We luckily know of Durgabai, who dedicated her life to social work and encouraged her husband to marry another woman. When the second wife passed away, Durgabai’s former husband donated all her jewellery to the institution set up by Durgabai. We also know of Jawaharlal Nehru’s mother Swaroop Rani, who died from blows sustained in a police assault. We know of Sucheta Kripalani, who defied Gandhi to get married, but then decided against raising a family so that she could devote herself to Gandhi’s mission. Many women, influenced by Gandhi, opted for inter-caste marriages; many remained single and were lonely in their old age; many who had donated their properties died in penury.
There are stories about the same women being arrested repeatedly in the course of the same agitation. Police would let them off, possibly thinking they were docile or weak or some such, and these women would plunge right back into the agitation.
A lot has been said and written on Gandhi’s relationship with women. His name has been linked suggestively to Sushila Nayyar, Manu and Abha Gandhi and Kamaladevi Chattopadhyay, among others. But not nearly enough has been written about women like Satyawati, who went to jail with her eleven-day-old child, or about the gritty dedication of single mothers like Chandraprabha—women who responded to Gandhi’s call and devoted themselves to a life beyond themselves and their families.
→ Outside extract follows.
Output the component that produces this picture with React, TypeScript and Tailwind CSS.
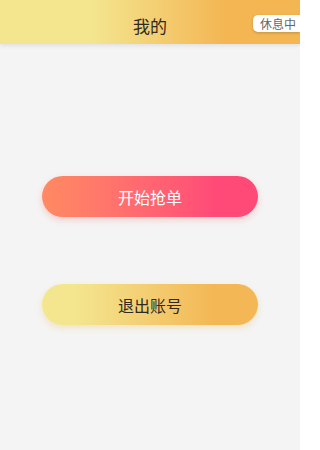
export default function App() {
  return (
    <div
      className="min-h-[450px] w-[300px] overflow-hidden bg-[#f4f4f4]"
      style={{ fontFamily: '"Noto Sans CJK SC", "Noto Sans", sans-serif' }}
    >
      <header className="relative flex h-[44px] items-center justify-center bg-gradient-to-r from-[#f3e68f] from-30% to-[#f3b653] to-75% pt-[6px] shadow-[0_2px_4px_rgba(0,0,0,0.08)]">
        <h1 className="text-[17px] leading-none text-[#2f2a22]">我的</h1>
        <span className="absolute right-0 top-[15px] flex h-[17px] items-center rounded-l-[5px] bg-white pl-[7px] pr-[4px] text-[12px] leading-none text-[#666] shadow-[0_1px_3px_rgba(0,0,0,0.2)]">
          休息中
        </span>
      </header>

      <div className="flex flex-col items-center pt-[132px]">
        <button className="h-[41px] w-[216px] rounded-full bg-gradient-to-r from-[#ff8a62] to-[#ff4a78] to-80% text-[16px] text-white shadow-[0_3px_6px_rgba(255,110,110,0.3)]">
          开始抢单
        </button>
        <button className="mt-[67px] h-[41px] w-[216px] rounded-full bg-gradient-to-r from-[#f3e68f] from-15% to-[#f3b755] to-80% text-[16px] text-[#2f2a22] shadow-[0_3px_6px_rgba(240,190,90,0.3)]">
          退出账号
        </button>
      </div>
    </div>
  );
}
Radha Kumar, author of the acclaimed book ‘Stree Sangharsh ka Itihas’, says it was unquestionably Gandhi who made the way for women from middle class homes and India’s villages to end the dominance of women from rich and aristocratic families in public life. In his demanding yet nurturing leadership, Gandhi’s women followers found their voice and the confidence to fight for their rights. Gandhi wouldn’t have thought of it as ‘reservation’, but women had representation at every level in his ashrams and outside.